Legalise the heroine trade, British Ambassador says

LONDON: In a recent article for the British newspaper Guardian, Former British Ambassador to Afghanistan, Sir William Patey recognises the failure of the western world’s efforts to eradicate poppy cultivation over the past decade in Afghanistan and calls for legalisation and state-regulation of drugs. 

As a veteran and experienced diplomat, Sir Patey had a number of high ranking positions as a diplomat for the Foreign and Commonwealth Office in Saudi Arabia, Sudan, Iraq and Afghanistan.

Sir Patey states in his article “I did not believe it before I went to Afghanistan. But it’s now clear that prohibition is no answer to this deadly scourge.” He adds “When Tony Blair deployed British troops in Afghanistan, ending the illicit production and supply of opium was cited as a key objective. In 2001 the prime minister linked heroin use in the UK with opium cultivation in Afghanistan: “The arms the Taliban buy are paid for by the lives of young British people buying their drugs. This is another part of the regime we should destroy.” Yet after 10 years of effort with tens of thousands of troops in the country, and having spent billions trying to reduce poppy cultivation, Afghans are growing more opium than ever before.”

Sir Patey has become an important and high-profile name in the list of people calling for state-controlled regulation of drugs.

He further says “In a country such as Afghanistan, with weak institutions, remote areas ripe for poppy cultivation and a well-established smuggling network, we are fighting a lost battle. It is well understood that not only does illicit trade migrate towards “ungoverned spaces”, particularly those inhabited by people in dire poverty, it then makes matters far worse.”

He adds “In short, the war on drugs has failed in Afghanistan, and without removing the demand for illicit opium, driven by illicit heroin use in consumer countries, this failure is both predictable and inevitable. If we cannot deal effectively with supply, then the only alternative would seem to be to try to limit the demand for illicit drugs by making a supply of them available from a legally regulated market. Half of the world’s opium is grown for the legal opiates market of which the UK grows 3,500 hectares. This legitimate drug trade does not fund the Taliban and warlords, and there is no reason why it cannot be expanded to include non-medical trade and use.”

Sir Patey points out to Sir Keith Morris about his experience and suggestions regarding the drugs problems in Colombia “I am not the first former ambassador who has served in a drug-producing country to call for an end to prohibition. In 2001 my colleague Sir Keith Morris, the former UK ambassador to Colombia, told the BBC that if drugs were legalised and regulated the “benefits to life, health and liberty of drug users and the life, health and property of the whole population would be immense.”

He suggests “Putting governments in control of the global drugs trade through legal regulation will remove the incentive for those in fragile, insecure regions to produce and traffic drugs. Putting doctors and pharmacists in control of supply in the UK will save lives, improve health and reduce crime. Ultimately we could improve the underlying lack of wellbeing that drives so many in the UK and Afghanistan into lives of degradation and misery.”

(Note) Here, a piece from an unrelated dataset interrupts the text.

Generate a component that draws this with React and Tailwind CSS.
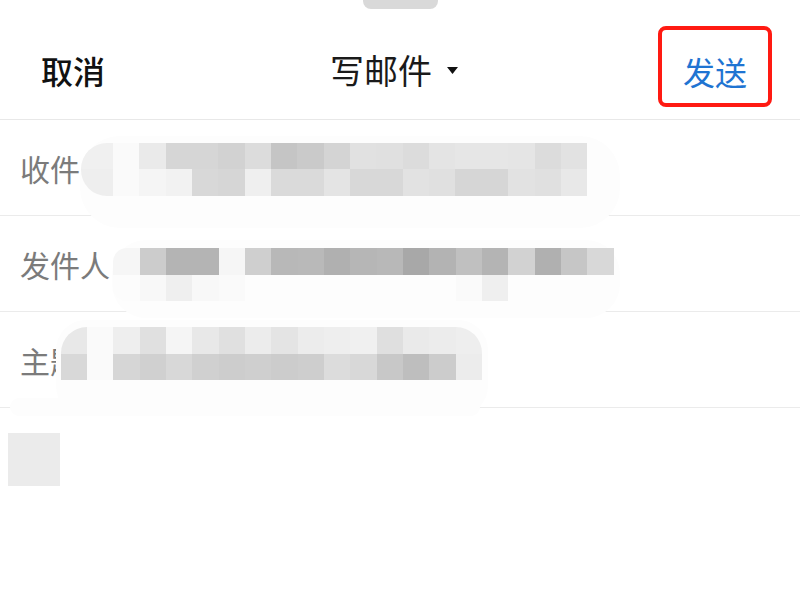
import React from "react";

const A_TOP = ["f0","fa","ea","d6","d6","d2","dc","c5","ca","d4","e1","e0","dc","e4","e6","e6","e5","dc","e2"];
const A_BOT = ["ee","fa","f5","f2","d8","d6","ef","da","da","e4","d8","d8","e2","e0","d6","d6","e2","e0","e8"];
const B_TOP = ["f6","cc","b4","b4","f6","cf","b8","b9","b0","b6","b8","a8","b3","c0","b4","d2","b0","c6","d8"];
const B_BOT = ["fc","f8","ef","f8","fa","fd","fd","fd","fd","fd","fd","fd","fd","fa","ef","fd","fd","fd","fd"];
const C_TOP = ["e8","fa","ee","e0","f5","e8","e0","ec","e4","ec","ee","f0","df","ea","ec","ee"];
const C_BOT = ["d8","fa","d6","d0","d8","d0","cd","cf","cc","ce","dc","d8","c8","be","cc","ec"];

const g = (c) => "#" + c + c + c;

function Cells({ row, firstWide }) {
  return (
    <div className="flex">
      {row.map((c, i) => (
        <div
          key={i}
          className={i === 0 && firstWide ? "w-[32px] h-[26.35px] shrink-0" : "w-[26.35px] h-[26.35px] shrink-0"}
          style={{ backgroundColor: g(c) }}
        />
      ))}
    </div>
  );
}

export default function App() {
  return (
    <div className="relative w-[800px] h-[600px] overflow-hidden bg-white font-['Noto_Sans_CJK_SC','Noto_Sans',sans-serif]">
      {/* grabber */}
      <div className="flex h-[9px] justify-center">
        <div className="w-[75px] h-[9px] rounded-b-[8px] bg-[#d9d9d9]" />
      </div>

      {/* header */}
      <div className="flex h-[111px] items-center pt-[11px] border-b border-[#e8e8e8]">
        <div className="w-[190px] pl-[41px] text-[32px] leading-none font-medium text-[#111111]">取消</div>
        <div className="flex flex-1 items-center justify-center gap-[15px]">
          <span className="text-[34px] leading-none text-[#1a1a1a]">写邮件</span>
          <svg width="11" height="7" viewBox="0 0 11 7" className="mt-[2px]">
            <path d="M0 0 H11 L5.5 7 Z" fill="#111" />
          </svg>
        </div>
        <div className="w-[202px] flex justify-end pr-[28px]">
          <div className="mb-[6px] flex h-[81px] w-[114px] items-center justify-center rounded-[8px] border-[4px] border-[#ff1a12] pt-[8px]">
            <span className="text-[32px] leading-none text-[#1f74d2]">发送</span>
          </div>
        </div>
      </div>

      {/* fields */}
      <div className="flex h-[96px] items-center border-b border-[#ebebeb] pl-[20px] text-[30px] leading-none text-[#7b7b7b]">收件</div>
      <div className="flex h-[96px] items-center border-b border-[#ebebeb] pl-[20px] text-[30px] leading-none text-[#7b7b7b]">发件人</div>
      <div className="flex h-[96px] items-center border-b border-[#ebebeb] pl-[20px] text-[30px] leading-none text-[#7b7b7b]">主题</div>

      {/* redaction halos */}
      <div className="absolute left-[80px] top-[136px] h-[92px] w-[540px] rounded-[40px] bg-[#fdfdfd]" />
      <div className="absolute left-[112px] top-[240px] h-[78px] w-[508px] rounded-[34px] bg-[#fdfdfd]" />
      <div className="absolute left-[56px] top-[320px] h-[96px] w-[432px] rounded-[30px] bg-[#fdfdfd]" />
      <div className="absolute left-[10px] top-[398px] h-[18px] w-[470px] rounded-[9px] bg-[#fdfdfd]" />

      {/* redaction mosaic */}
      <div className="absolute left-[81px] top-[143px] flex flex-col overflow-hidden rounded-l-[26px]">
        <Cells row={A_TOP} firstWide />
        <Cells row={A_BOT} firstWide />
      </div>
      <div className="absolute left-[113.2px] top-[248.4px] flex flex-col overflow-hidden rounded-l-[14px]">
        <Cells row={B_TOP} />
        <Cells row={B_BOT} />
      </div>
      <div className="absolute left-[60.5px] top-[327.45px] flex flex-col overflow-hidden rounded-t-[26px]">
        <Cells row={C_TOP} />
        <Cells row={C_BOT} />
      </div>
      <div className="absolute left-[7.8px] top-[432.85px] h-[52.7px] w-[52.7px] bg-[#ebebeb]" />
    </div>
  );
}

He believes it is a better option for both Britain and Afghanistan, and adds “For the sake of both Afghans and British citizens, senior politicians must take responsibility for the failings of global prohibition, and take control of the drug trade through legal regulation”.

According to a report this year by Special Inspector General for Afghanistan Reconstruction, it was found that despite spending $7.5 dollars by US in Afghanistan, there have been no significant achievements in the counter-narcotics strategy.

Afghanistan with a population of 30 million, had about 1.3 million Afghan adults, who were regular drug users in 2012, up from 1 million in 2009; regular opium users grew to 230,000 in 2009 from 130,000 in 2005.